I cherish everything that surrounds vinyl culture and feel very sad that the new DJ just can’t be bothered with it all and would rather use a laptop. I feel like they’ve missed out on something truly special.
Discussing mixing styles and what not, I’ve changed a lot over time. I like to sometimes mix one bar off, which is what you’ll hear in the mix I’ve done for you, where the track drops and then drops again just one bar after each other. It sounds different. Also, I don’t mind when listening to a mix and hearing the track go off just a bit and you feel and hear the DJ pull it through, it just seems more real, organic, rather than this automated BPM matching software these days.
What’s been your best gig and if you could DJ alongside anyone, who would it be? Errmm, this is a tough one. Best experience whilst DJing has to be at Beach Break Festival. Really enjoyed it and felt honoured to be asked to play. Saying that, my favourite sets to play in general are at the Soul Cellar in Southampton. It’s the only venue which really allows me to play exactly what I want to and the sound system in there is beautiful.
DJ alongside anyone? Phaeleh.
Who are your top 5 dubstep producers at the moment; and why?
- Phaeleh – As mentioned above, easily the best producer out there and still completely underrated.
- Asa – Genre-defining and genre-changing music, pushing the boundaries and exploring all sorts of emotive music within dubstep and elsewhere.
- Kasket – A new kid on the block, but definitely a person to look out for. His latest release absolutely blew me away, especially “A Song For Sunday”.
- Dfaultuzer – An unknown artist with a unique sound. I’ve never heard anything like it, be sure to keep an eye out on him.
- Djwanka – Deep Medi artist. Unbelievable drum patterns, inspirational synthesis. That’s enough said really. Check out his clothing brand too.
You founded Fent Plates Records. Can you tell us a little about why you started it? I took a gap year in July 2009 and by July 2010 I had decided to start the label. I wanted to really push the intelligent aspect of the dubstep scene, putting out melodic and timeless music by a range of talented artists.
We originally started off digitally and it was always going to happen that we started putting out 12”. Now every release will have a 12” followed by the digital release. Fent Plates also pushes the graphic designers, photographers and other people working behind the scenes.

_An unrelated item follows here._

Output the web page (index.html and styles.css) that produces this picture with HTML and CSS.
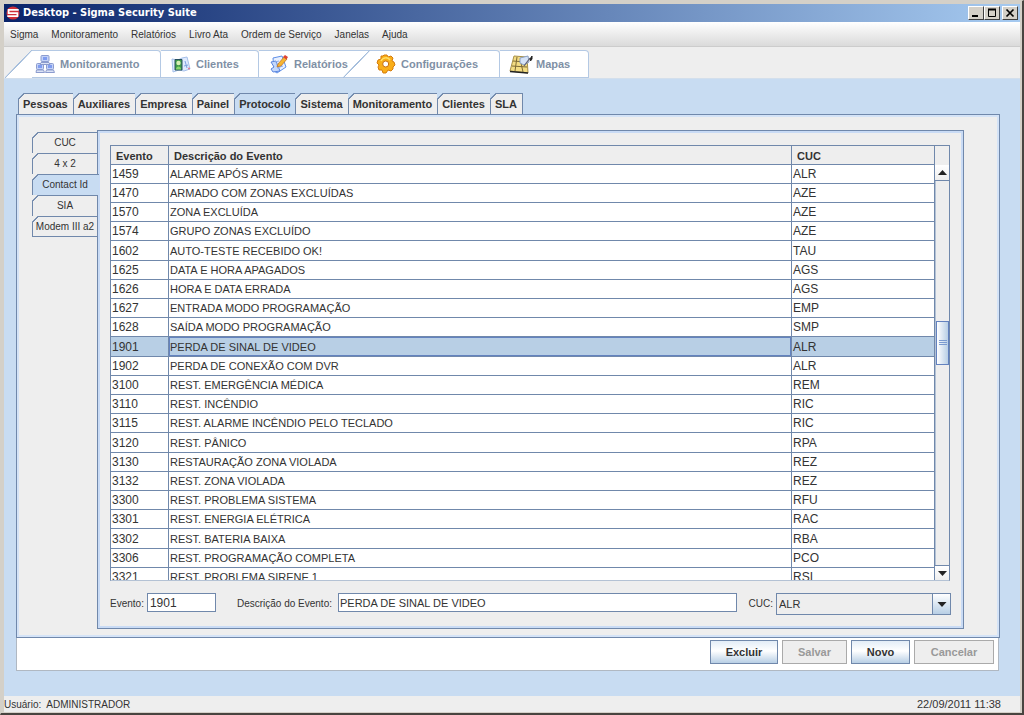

That is why we brought out a clothing range near the end of 2011. Fent Plates is all about the music and we hope to continue pushing the deeper aspect of the scene and bring forward as many talented artists as possible.
Any forthcoming releases we can look forward to? I have two EPs coming out on Bass Taste Records, one at the end of April and the other at the start of July. I have a remix coming out on Fent Plates in June which is part of the next big Fent Plates release which is a CD album by a very talented artist. I have a hip-hop album coming out with my partner in crime within the hip-hop scene, De Main. The album will be given away for free as part of the local newspaper in Southampton. And I think that’s about it! Ahaha!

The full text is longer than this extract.